Des voix s’élèvent pour demander une réglementation accrue du secteur, visant à clarifier les pratiques et à responsabiliser les plateformes. Plusieurs experts estiment également qu’une harmonisation des normes de reporting serait bénéfique pour préserver la confiance des investisseurs dans ce secteur en plein dynamisme.

Améliorer la communication et sensibiliser les investisseurs

Face aux risques identifiés, l’AMF appelle à une amélioration significative de la communication sur les risques encourus. Les plateformes ont un rôle essentiel à jouer en informant avec précision les investisseurs. Pour l’instant, l’accent est trop souvent mis sur les avantages potentiels, reléguant les dangers au second plan.

Les investisseurs, souvent particuliers, manquent parfois des connaissances nécessaires pour évaluer les projets. Une étude publiée par un cabinet de conseil indépendant en 2024 révèle que plus de 60 % des investisseurs crowdfunding avouent ne pas lire intégralement les documents d’information fournis par les plateformes. Ce manque de vigilance expose ces investisseurs aux surprises fâcheuses en cas de complications sur les projets financés.

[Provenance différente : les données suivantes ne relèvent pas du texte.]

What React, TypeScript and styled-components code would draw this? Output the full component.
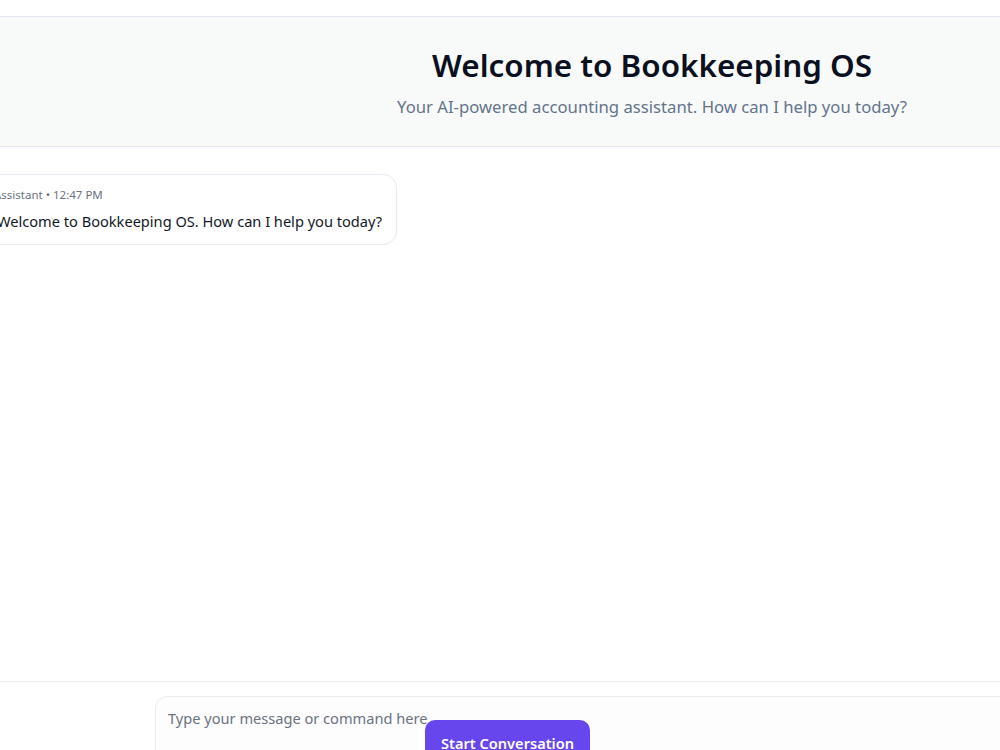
import React from "react";
import styled, { createGlobalStyle } from "styled-components";

const Global = createGlobalStyle`
  html, body {
    margin: 0;
    padding: 0;
    background: #ffffff;
    overflow: hidden;
    width: 1000px;
    height: 750px;
  }
  body {
    font-family: "Noto Sans", "Open Sans", Arial, sans-serif;
    color: #0f172a;
  }
  * { box-sizing: border-box; }
`;

const Page = styled.div`
  width: 1340px;
  height: 750px;
  margin-left: -18px;
  display: flex;
  flex-direction: column;
`;

const TopStrip = styled.div`
  height: 17px;
  flex: none;
  border-bottom: 1px solid #e2e8f0;
`;

const Header = styled.header`
  flex: none;
  height: 130px;
  background: #f8fafa;
  border-bottom: 1px solid #e6e8f0;
  box-shadow: 0 1px 2px rgba(99, 102, 241, 0.06);
  display: flex;
  flex-direction: column;
  align-items: center;
  padding-top: 28px;
  gap: 10px;
`;

const Title = styled.h1`
  margin: 0;
  font-size: 31.4px;
  line-height: 40px;
  font-weight: 600;
  color: #0b1020;
`;

const Subtitle = styled.p`
  margin: 0;
  font-size: 16.7px;
  line-height: 24px;
  color: #64748b;
`;

const Messages = styled.main`
  flex: 1;
  padding-top: 27px;
  display: flex;
  flex-direction: column;
  align-items: flex-start;
`;

const Bubble = styled.div`
  width: 415px;
  padding: 12px 14px 11px 14px;
  border: 1px solid #e6e9ef;
  border-radius: 14px;
  background: #ffffff;
  display: flex;
  flex-direction: column;
  gap: 6px;
`;

const Meta = styled.div`
  margin-left: -3px;
  font-size: 11.5px;
  line-height: 16px;
  color: #6b7280;
`;

const Text = styled.div`
  font-size: 14.6px;
  line-height: 24px;
  color: #111827;
  white-space: nowrap;
`;

const Footer = styled.footer`
  flex: none;
  height: 69px;
  border-top: 1px solid #eef1f2;
  padding: 14px 173px 0;
`;

const InputBox = styled.div`
  height: 80px;
  border: 1px solid #e8ebf0;
  border-radius: 12px;
  background: #fdfdfe;
  display: flex;
  align-items: flex-start;
  padding: 0 0 0 12px;
`;

const Placeholder = styled.div`
  width: 257px;
  padding-top: 11px;
  font-size: 14.6px;
  line-height: 20px;
  color: #6b7280;
  white-space: nowrap;
`;

const Button = styled.button`
  margin-top: 23px;
  width: 165px;
  padding: 12px 0;
  border: none;
  border-radius: 10px;
  background: #6846ee;
  color: #ffffff;
  font-family: inherit;
  font-size: 14.6px;
  line-height: 22px;
  font-weight: 600;
`;

export default function App() {
  return (
    <>
      <Global />
      <Page>
        <TopStrip />
        <Header>
          <Title>Welcome to Bookkeeping OS</Title>
          <Subtitle>Your AI-powered accounting assistant. How can I help you today?</Subtitle>
        </Header>
        <Messages>
          <Bubble>
            <Meta>Assistant • 12:47 PM</Meta>
            <Text>Welcome to Bookkeeping OS. How can I help you today?</Text>
          </Bubble>
        </Messages>
        <Footer>
          <InputBox>
            <Placeholder>Type your message or command here</Placeholder>
            <Button>Start Conversation</Button>
          </InputBox>
        </Footer>
      </Page>
    </>
  );
}
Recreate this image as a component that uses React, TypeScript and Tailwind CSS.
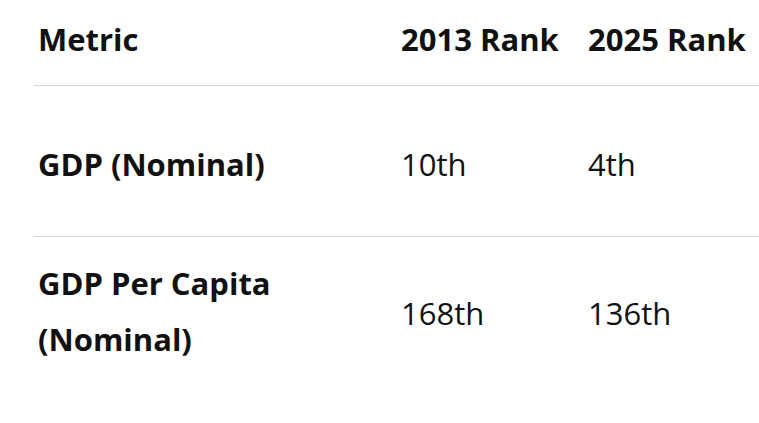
import React from "react";

type Row = {
  metric: string[];
  r2013: string;
  r2025: string;
};

const rows: Row[] = [
  { metric: ["GDP (Nominal)"], r2013: "10th", r2025: "4th" },
  { metric: ["GDP Per Capita", "(Nominal)"], r2013: "168th", r2025: "136th" },
];

const App: React.FC = () => {
  return (
    <div
      className="w-[759px] h-[423px] overflow-hidden bg-white text-[#111111]"
      style={{ fontFamily: '"Open Sans", "Noto Sans", sans-serif' }}
    >
      <table className="ml-[34px] w-[750px] table-fixed border-collapse text-[31px] leading-[56px]">
        <colgroup>
          <col className="w-[363px]" />
          <col className="w-[187px]" />
          <col className="w-[200px]" />
        </colgroup>
        <thead>
          <tr className="border-b border-[#d6d6d6]">
            <th className="pl-[4px] pt-[11px] pb-[18px] text-left align-top font-bold">
              Metric
            </th>
            <th className="pl-[4px] pt-[11px] pb-[18px] text-left align-top font-bold whitespace-nowrap">
              2013 Rank
            </th>
            <th className="pl-[4px] pt-[11px] pb-[18px] text-left align-top font-bold whitespace-nowrap">
              2025 Rank
            </th>
          </tr>
        </thead>
        <tbody>
          <tr className="border-b border-[#d6d6d6]">
            <td className="pl-[4px] pt-[50px] pb-[44px] align-top font-bold">
              {rows[0].metric[0]}
            </td>
            <td className="pl-[4px] pt-[50px] pb-[44px] align-top">{rows[0].r2013}</td>
            <td className="pl-[4px] pt-[50px] pb-[44px] align-top">{rows[0].r2025}</td>
          </tr>
          <tr>
            <td className="pl-[4px] pt-[18px] pb-[40px] align-top font-bold">
              {rows[1].metric.map((line) => (
                <div key={line}>{line}</div>
              ))}
            </td>
            <td className="pl-[4px] pt-[48px] align-top">{rows[1].r2013}</td>
            <td className="pl-[4px] pt-[48px] align-top">{rows[1].r2025}</td>
          </tr>
        </tbody>
      </table>
    </div>
  );
};

export default App;
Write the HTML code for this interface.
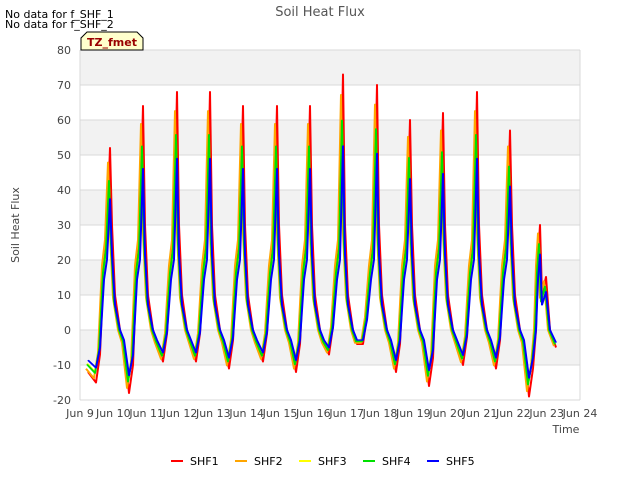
<!DOCTYPE html>
<html><head><style>
body{margin:0;width:640px;height:480px;background:#fff;font-family:"DejaVu Sans","Liberation Sans",sans-serif;overflow:hidden}
</style></head><body>
<svg width="640" height="480" xmlns="http://www.w3.org/2000/svg" font-family="DejaVu Sans, Liberation Sans, sans-serif">
<rect width="640" height="480" fill="#fff"/>
<g fill="#f2f2f2">
<rect x="80" y="50" width="500" height="35"/>
<rect x="80" y="120" width="500" height="35"/>
<rect x="80" y="190" width="500" height="35"/>
<rect x="80" y="260" width="500" height="35"/>
<rect x="80" y="330" width="500" height="35"/>
</g>
<g stroke="#d9d9d9" stroke-width="1">
<line x1="80" y1="50" x2="580" y2="50"/><line x1="80" y1="85" x2="580" y2="85"/>
<line x1="80" y1="120" x2="580" y2="120"/><line x1="80" y1="155" x2="580" y2="155"/>
<line x1="80" y1="190" x2="580" y2="190"/><line x1="80" y1="225" x2="580" y2="225"/>
<line x1="80" y1="260" x2="580" y2="260"/><line x1="80" y1="295" x2="580" y2="295"/>
<line x1="80" y1="330" x2="580" y2="330"/><line x1="80" y1="365" x2="580" y2="365"/>
<line x1="80" y1="400" x2="580" y2="400"/>
<line x1="80" y1="50" x2="80" y2="400"/><line x1="580" y1="50" x2="580" y2="400"/>
</g>
<g font-size="11" fill="#444" text-anchor="end">
<text x="71" y="54">80</text><text x="71" y="89">70</text><text x="71" y="124">60</text>
<text x="71" y="159">50</text><text x="71" y="194">40</text><text x="71" y="229">30</text>
<text x="71" y="264">20</text><text x="71" y="299">10</text><text x="71" y="334">0</text>
<text x="71" y="369">-10</text><text x="71" y="404">-20</text>
</g>
<g font-size="11" fill="#444" text-anchor="middle">
<text x="80" y="417">Jun 9</text><text x="113.3" y="417">Jun 10</text><text x="146.7" y="417">Jun 11</text>
<text x="180" y="417">Jun 12</text><text x="213.3" y="417">Jun 13</text><text x="246.7" y="417">Jun 14</text>
<text x="280" y="417">Jun 15</text><text x="313.3" y="417">Jun 16</text><text x="346.7" y="417">Jun 17</text>
<text x="380" y="417">Jun 18</text><text x="413.3" y="417">Jun 19</text><text x="446.7" y="417">Jun 20</text>
<text x="480" y="417">Jun 21</text><text x="513.3" y="417">Jun 22</text><text x="546.7" y="417">Jun 23</text>
<text x="580" y="417">Jun 24</text>
</g>
<text x="566" y="433" font-size="11" fill="#444" text-anchor="middle">Time</text>
<text x="19" y="225" font-size="11" fill="#444" text-anchor="middle" transform="rotate(-90 19 225)">Soil Heat Flux</text>
<text x="320" y="16" font-size="13" fill="#555" text-anchor="middle">Soil Heat Flux</text>
<text x="5" y="18" font-size="11" fill="#000">No data for f_SHF_1</text>
<text x="5" y="28" font-size="11" fill="#000">No data for f_SHF_2</text>
<defs>
<path id="d" fill="none" stroke-width="2" stroke-linejoin="round" d="M88,372 L96,382.5 100,354.5 104,260 107,232 110,148 112,225 115,295 120,330 124,344 L129,393 133,365 137,260 140,232 143,106 145,225 148,295 153,330 157,344 L163,361.5 167,333.5 171,260 174,232 177,92 179,225 182,295 187,330 191,344 L196,361.5 200,333.5 204,260 207,232 210,92 212,225 215,295 220,330 224,344 L229,368.5 233,340.5 237,260 240,232 243,106 245,225 248,295 253,330 257,344 L263,361.5 267,333.5 271,260 274,232 277,106 279,225 282,295 287,330 291,344 L296,372 300,344 304,260 307,232 310,106 312,225 315,295 320,330 324,344 L329,354.5 333,326.5 337,260 340,232 343,74.5 345,225 348,295 353,330 357,344 L363,344 367,316 371,260 374,232 377,85 379,225 382,295 387,330 391,344 L396,372 400,344 404,260 407,232 410,120 412,225 415,295 420,330 424,344 L429,386 433,358 437,260 440,232 443,113 445,225 448,295 453,330 457,344 L463,365 467,337 471,260 474,232 477,92 479,225 482,295 487,330 491,344 L496,368.5 500,340.5 504,260 507,232 510,130.5 512,225 515,295 520,330 524,344 L529,396.5 533,368.5 536,330 538,260 540,225 542,295 546,277 550,330 556,347.5"/>
</defs>
<use href="#d" stroke="#ff0000"/>
<use href="#d" stroke="#ffa500" transform="translate(-2,330) scale(1,0.92) translate(0,-330)"/>
<use href="#d" stroke="#ffff00" transform="translate(-1,330) scale(1,0.8) translate(0,-330)"/>
<use href="#d" stroke="#00e000" transform="translate(-1,330) scale(1,0.82) translate(0,-330)"/>
<use href="#d" stroke="#0000ff" transform="translate(0,330) scale(1,0.72) translate(0,-330)"/>
<path d="M81,50 L81,38 L87,32 L137,32 L143,38 L143,50 Z" fill="#ffffcc" stroke="#000" stroke-width="1"/>
<text x="112" y="46" font-size="11" font-weight="bold" fill="#990000" text-anchor="middle">TZ_fmet</text>
<g font-size="11" fill="#000">
<line x1="171" y1="461" x2="183" y2="461" stroke="#ff0000" stroke-width="2"/><text x="190" y="465">SHF1</text>
<line x1="235" y1="461" x2="247" y2="461" stroke="#ffa500" stroke-width="2"/><text x="254" y="465">SHF2</text>
<line x1="299" y1="461" x2="311" y2="461" stroke="#ffff00" stroke-width="2"/><text x="318" y="465">SHF3</text>
<line x1="363" y1="461" x2="375" y2="461" stroke="#00e000" stroke-width="2"/><text x="382" y="465">SHF4</text>
<line x1="427" y1="461" x2="439" y2="461" stroke="#0000ff" stroke-width="2"/><text x="446" y="465">SHF5</text>
</g>
</svg>
</body></html>
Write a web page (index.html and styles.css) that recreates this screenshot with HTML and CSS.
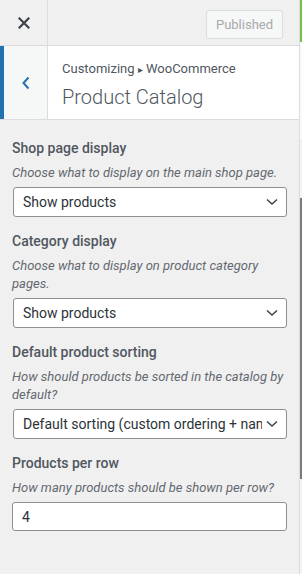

Pour pallier cette lacune, il devient urgent de renforcer les mesures éducatives à destination des particuliers. Des guides pédagogiques, des simulateurs de risques et des webinaires pourraient aider à mieux armer les investisseurs. De leur côté, les institutions, comme l’AMF, pourraient multiplier les contrôles et les sanctions en cas de manquement grave de la part des plateformes.

Le marché du crowdfunding immobilier en France connaît une popularité croissante, mais il est loin d’être exempt de risques. Si les rendements affichés et la diversité des projets permettent de séduire, il est impératif que les investisseurs prennent conscience des risques inhérents et se montrent plus vigilants. Les plateformes doivent également assumer leur responsabilité dans la communication des pertes et dans l’amélioration de la transparence de leurs méthodes. Avec une meilleure régulation et une sensibilisation accrue, ce secteur peut continuer à croître tout en protégeant les investisseurs.